Pelo que tenho observado, pontualmente, existem algumas igrejas que sim, têm debatido a questão racial de alguma forma, muito possivelmente porque elas agregam uma população majoritariamente negra, o que, diga-se de passagem, têm levado muitos estudiosos a considerarem a religião evangélica pentecostal a religião mais negra do país. Esse seria mais um motivo pelo qual a discussão racial não poderia se ausentar das igrejas.

O pentecostalismo, assim como qualquer outra expressão evangélica, não está imune aos erros e equívocos que ocorrem no interior de quaisquer instituições humanas. Falas racistas no espaço das igrejas não são raras, mas em muitos casos são baseadas numa falta de conhecimento. A falta de um engajamento por parte dos pastores na educação antirracista, por sua vez, agrava esse quadro.

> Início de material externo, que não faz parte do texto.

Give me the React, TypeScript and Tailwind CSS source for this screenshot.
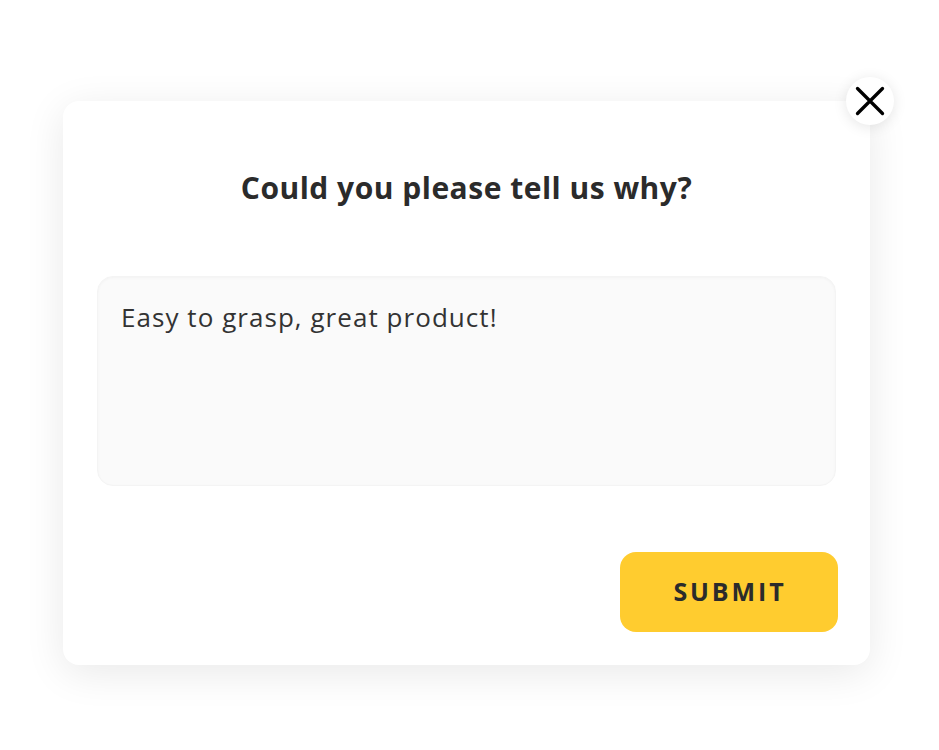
import React from "react";

export default function App() {
  return (
    <div className="w-[939px] h-[750px] bg-white pt-[101px] pl-[63px]" style={{ fontFamily: '"Open Sans", sans-serif' }}>
      <div className="relative w-[807px] h-[564px] bg-white rounded-[16px] shadow-[0_8px_40px_rgba(0,0,0,0.09)] px-[34px] pt-[66px] flex flex-col">
        <button className="absolute -top-[24px] -right-[24px] w-[48px] h-[48px] rounded-full bg-white shadow-[0_2px_14px_rgba(0,0,0,0.1)] flex items-center justify-center">
          <svg width="30" height="30" viewBox="0 0 30 30">
            <path d="M2.5 2.5 L27.5 27.5 M27.5 2.5 L2.5 27.5" stroke="#000" strokeWidth="3.3" strokeLinecap="round" />
          </svg>
        </button>
        <h2 className="text-center text-[30px] leading-[42px] font-bold tracking-[0.5px] text-[#2b2b2b]">Could you please tell us why?</h2>
        <div className="mt-[67px] h-[210px] rounded-[16px] bg-[#fafafa] border border-[#f4f4f4] shadow-[inset_0_1px_3px_rgba(0,0,0,0.03)] px-[23px] pt-[20px] text-[26px] leading-[40px] tracking-[1.05px] text-[#333]">
          Easy to grasp, great product!
        </div>
        <div className="flex justify-end mt-[66px] -mr-[2px]">
          <button className="w-[218px] h-[80px] rounded-[16px] bg-[#ffcc2f] text-[25px] font-bold tracking-[2.9px] text-[#2b2b2b] pl-[2px]">
            SUBMIT
          </button>
        </div>
      </div>
    </div>
  );
}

Eu conheço alguns lugares e já fui chamado em alguns eventos evangélicos pentecostais para falar sobre a questão do pentecostalismo e da negritude. Nas origens do pentecostalismo está presente toda uma história de segregação, basta vermos como se deu a história do pentecostalismo nos Estados Unidos. Historicamente nós, pentecostais, temos uma ligação com todo esse processo de dor e com toda essa exclusão racial que existe lá e aqui também. Não por acaso, o enraizamento do pentecostalismo se deu sobretudo nas regiões mais pobres, alcançando sobretudo à população negra.

O debate racial é um debate urgente. Nem todo pastor tem o interesse ou a condição de propô-lo, porque para fazer seria necessário abordar com os fiéis a realidade de desigualdade racial e social e conscientizar as pessoas a respeito das classes sociais e dos conflitos protagonizados por elas. É um debate, está claro, que precisa de paciência e de tempo para poder frutificar. Pouco a pouco essa questão está sendo debatida nas igrejas, mas há muito a avançar, sobretudo quando presenciamos líderes religiosos trabalhando no sentido contrário, de se negar o racismo que historicamente existiu e ainda existe na sociedade brasileira.